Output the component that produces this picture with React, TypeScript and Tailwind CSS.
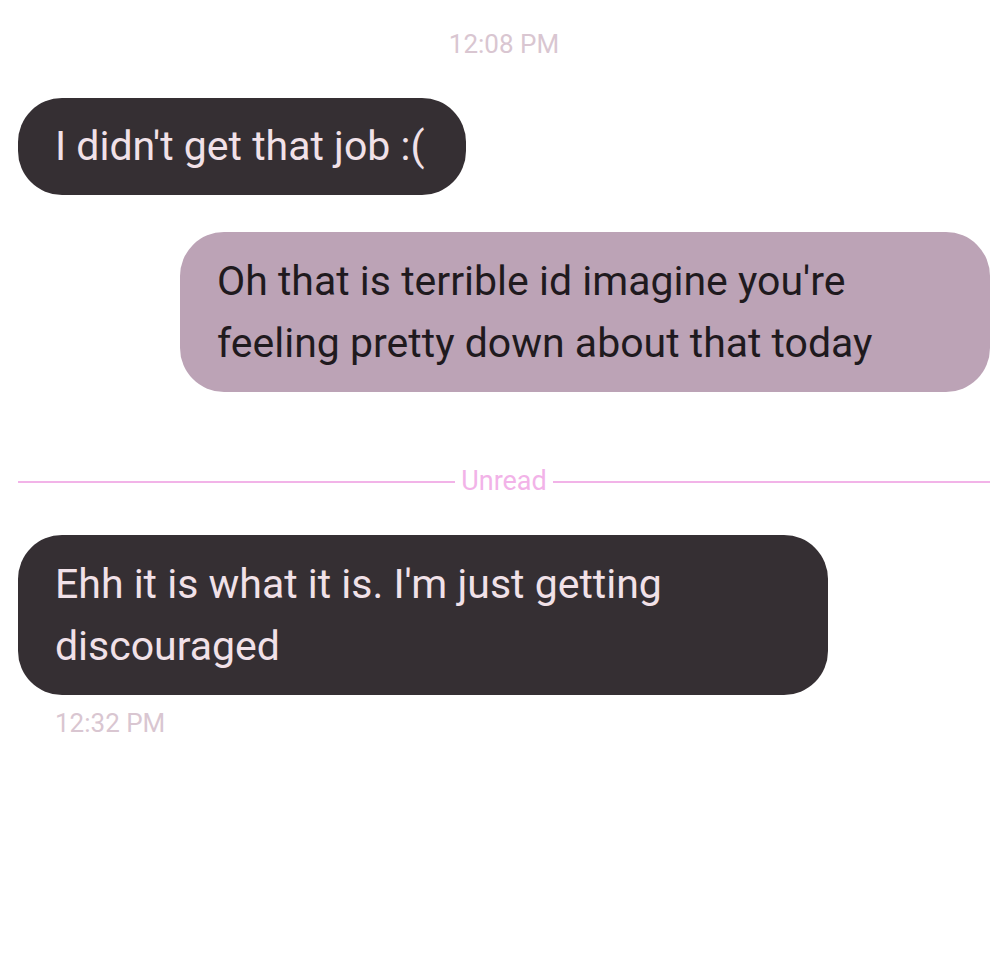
const Stamp = ({ children, className = "" }: { children: React.ReactNode; className?: string }) => (
  <div className={`text-[26px] leading-none text-[#d9c6d1] ${className}`}>{children}</div>
);

export default function App() {
  return (
    <div className="min-h-screen bg-white font-['Roboto',sans-serif] px-[18px] pt-[31px]">
      <Stamp className="text-center">12:08 PM</Stamp>

      {/* incoming */}
      <div className="mt-[41px] flex">
        <div className="rounded-[44px] bg-[#352f33] pl-[37px] pr-[42px] pt-[17px] pb-[18px] text-[41px] leading-[62px] text-[#f1e1e8]">
          I didn't get that job :(
        </div>
      </div>

      {/* outgoing */}
      <div className="mt-[37px] flex justify-end">
        <div className="w-[810px] rounded-[44px] bg-[#bca3b6] px-[37px] py-[18px] text-[41px] leading-[62px] text-[#1f1a1e]">
          Oh that is terrible id imagine you're feeling pretty down about that today
        </div>
      </div>

      {/* unread divider */}
      <div className="mt-[76px] flex items-center gap-[6px]">
        <div className="h-[2px] flex-1 bg-[#f2b3e8]" />
        <span className="text-[27px] leading-none text-[#f2b3e8]">Unread</span>
        <div className="h-[2px] flex-1 bg-[#f2b3e8]" />
      </div>

      <div className="mt-[40px] flex">
        <div className="w-[810px] rounded-[44px] bg-[#352f33] px-[37px] py-[18px] text-[41px] leading-[62px] text-[#f1e1e8]">
          Ehh it is what it is. I'm just getting discouraged
        </div>
      </div>
      <Stamp className="mt-[15px] pl-[37px]">12:32 PM</Stamp>
    </div>
  );
}
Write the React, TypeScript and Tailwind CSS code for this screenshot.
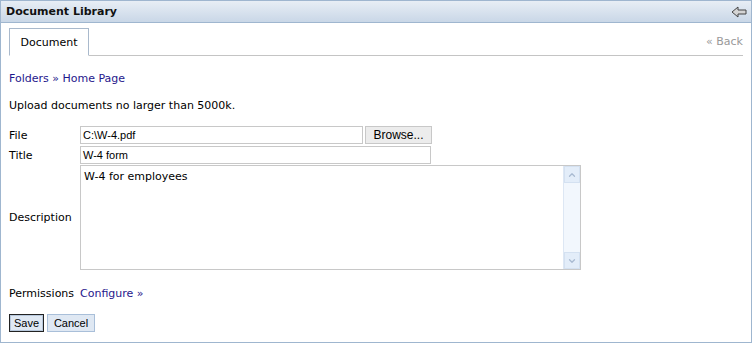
import { ChevronUp, ChevronDown } from "lucide-react";

const ui = { fontFamily: '"DejaVu Sans", Verdana, sans-serif' };
const field = { fontFamily: '"Liberation Sans", Arial, sans-serif' };

export default function App() {
  return (
    <div
      className="flex h-[343px] w-[752px] flex-col border border-[#9fb6cf] bg-white text-[11px] leading-[15px] text-black"
      style={ui}>
      {/* header */}
      <div className="flex h-[22px] items-center justify-between border-b border-[#9fb6cf] bg-gradient-to-b from-[#e8eef5] to-[#c9d7e7] pl-[5px] pr-[4px]">
        <span className="text-[11px] font-bold text-[#111]">Document Library</span>
        <svg width="16" height="12" viewBox="0 0 16 12">
          <path
            d="M1 6 L7 1 L7 4 L15 4 L15 8 L7 8 L7 11 Z"
            fill="#d4d4d4"
            stroke="#444"
            strokeWidth="1"
            strokeLinejoin="round"
          />
        </svg>
      </div>

      <div className="flex flex-col px-[8px]">
        {/* tabs */}
        <div className="mt-[5px] flex items-end border-b border-[#c4c4c4]">
          <div className="-mb-px flex h-[28px] w-[80px] items-center justify-center border border-b-white border-[#a9b9cc] bg-white">
            Document
          </div>
          <span className="ml-auto mb-[6px] text-[#999]">« Back</span>
        </div>

        {/* breadcrumb */}
        <div className="mt-[15px] text-[#1f178c]">Folders » Home Page</div>
        <div className="mt-[12px]">Upload documents no larger than 5000k.</div>

        {/* form */}
        <div className="mt-[13px] grid grid-cols-[71px_1fr]">
          <span className="self-center">File</span>
          <div className="flex gap-[2px]">
            <div
              className="flex h-[18px] w-[283px] items-center border border-[#c8c8c8] px-[2px] text-[11px]"
              style={field}>
              C:\W-4.pdf
            </div>
            <button
              className="flex h-[18px] w-[67px] items-center justify-center border border-[#c8c8c8] bg-[#ececec] text-[12px]"
              style={field}>
              Browse...
            </button>
          </div>

          <span className="mt-[2px] self-center">Title</span>
          <div
            className="mt-[2px] flex h-[18px] w-[351px] items-center border border-[#c8c8c8] px-[2px] text-[11px]"
            style={field}>
            W-4 form
          </div>

          <span className="mt-[1px] self-center">Description</span>
          <div className="mt-[1px] flex h-[105px] w-[501px] border border-[#c8c8c8]">
            <div className="flex-1 px-[3px] pt-[3px] text-[11px]">W-4 for employees</div>
            <div className="flex w-[17px] flex-col border-l border-[#dde7f4] bg-[#f2f7fd]">
              <div className="flex h-[17px] items-center justify-center border border-[#d4e1f1] bg-[#e3edf9]">
                <ChevronUp size={10} strokeWidth={3} color="#a9bad1" />
              </div>
              <div className="flex-1" />
              <div className="flex h-[17px] items-center justify-center border border-[#d4e1f1] bg-[#e3edf9]">
                <ChevronDown size={10} strokeWidth={3} color="#a9bad1" />
              </div>
            </div>
          </div>
        </div>

        <div className="mt-[16px] flex">
          <span className="w-[71px]">Permissions</span>
          <span className="text-[#1f178c]">Configure »</span>
        </div>

        {/* buttons */}
        <div className="mt-[13px] flex gap-[3px] text-[11px]" style={field}>
          <button className="h-[18px] w-[35px] border border-[#222] bg-[#dfe8f3] shadow-[inset_0_0_0_1px_#b7c8dc]">
            Save
          </button>
          <button className="h-[18px] w-[48px] border border-[#a9bfd9] bg-[#dfe8f3]">Cancel</button>
        </div>
      </div>
    </div>
  );
}
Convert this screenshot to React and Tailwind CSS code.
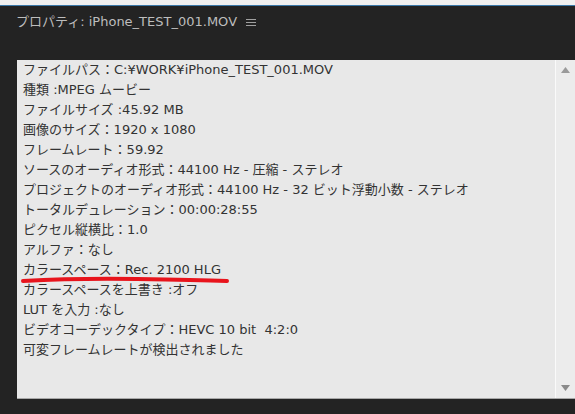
export default function App() {
  const lines = [
    "ファイルパス：C:¥WORK¥iPhone_TEST_001.MOV",
    "種類 :MPEG ムービー",
    "ファイルサイズ :45.92 MB",
    "画像のサイズ：1920 x 1080",
    "フレームレート：59.92",
    "ソースのオーディオ形式：44100 Hz - 圧縮 - ステレオ",
    "プロジェクトのオーディオ形式：44100 Hz - 32 ビット浮動小数 - ステレオ",
    "トータルデュレーション：00:00:28:55",
    "ピクセル縦横比：1.0",
    "アルファ：なし",
    "カラースペース：Rec. 2100 HLG",
    "カラースペースを上書き :オフ",
    "LUT を入力 :なし",
    "ビデオコーデックタイプ：HEVC 10 bit  4:2:0",
    "可変フレームレートが検出されました",
  ];
  return (
    <div className="w-[575px] h-[414px] bg-[#232323] flex flex-col overflow-hidden" style={{ fontFamily: '"DejaVu Sans", "Noto Sans CJK JP", sans-serif' }}>
      <div className="h-[5px] bg-[#f0f0f0]" />
      <div className="h-[1px] bg-[#3b78a8]" />
      <div className="h-[54px] flex items-start pl-[16px] pt-[8px]">
        <span className="text-[13px] leading-[16px] text-[#bdbdbd]">プロパティ: iPhone_TEST_001.MOV</span>
        <span className="ml-[9px] mt-[5px] flex flex-col gap-[2px]">
          <span className="block w-[10px] h-[1px] bg-[#a0a0a0]" />
          <span className="block w-[10px] h-[1px] bg-[#a0a0a0]" />
          <span className="block w-[10px] h-[1px] bg-[#a0a0a0]" />
        </span>
      </div>
      <div className="ml-[17px] h-[339px] bg-[#e8e8e8] border-b border-[#a8a8a8] flex">
        <div className="relative flex-1 pl-[6px] pt-0">
          {lines.map((l, i) => (
            <div key={i} className="text-[13px] leading-[20px] text-[#333333] whitespace-pre">{l}</div>
          ))}
          <svg className="absolute left-[0px] top-[213px]" width="240" height="16" viewBox="0 0 240 16">
            <path d="M6 8 Q 60 5 120 6 T 210 8" stroke="#e8141c" strokeWidth="4" fill="none" strokeLinecap="round" />
          </svg>
        </div>
        <div className="w-[20px] bg-[#ececec] border-l border-[#fafafa] flex flex-col items-center justify-between pt-[7px] pb-[7px]">
          <svg width="9" height="6" viewBox="0 0 9 6"><polygon points="4.5,0 9,6 0,6" fill="#9a9a9a" /></svg>
          <svg width="9" height="6" viewBox="0 0 9 6"><polygon points="0,0 9,0 4.5,6" fill="#8a8a8a" /></svg>
        </div>
      </div>
    </div>
  );
}
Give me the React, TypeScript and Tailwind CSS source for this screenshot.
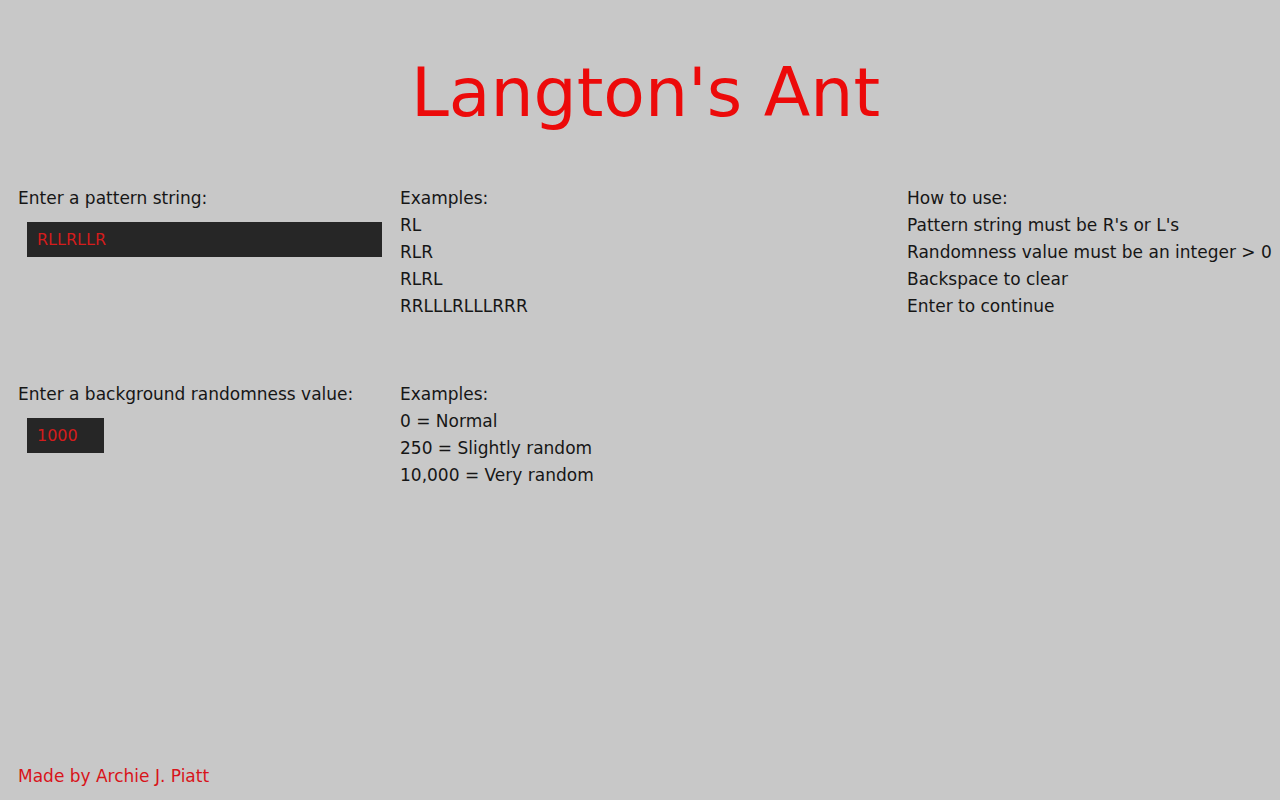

────

## What the exercise asks
Which lines of the data above contain "Tailwind"? Copy each one.

## Result of this exercise
Output the component that produces this picture with React, TypeScript and Tailwind CSS.
Write the React, TypeScript and Tailwind CSS code for this screenshot.
Convert this screenshot to React and Tailwind CSS code.
Give me the React, TypeScript and Tailwind CSS source for this screenshot.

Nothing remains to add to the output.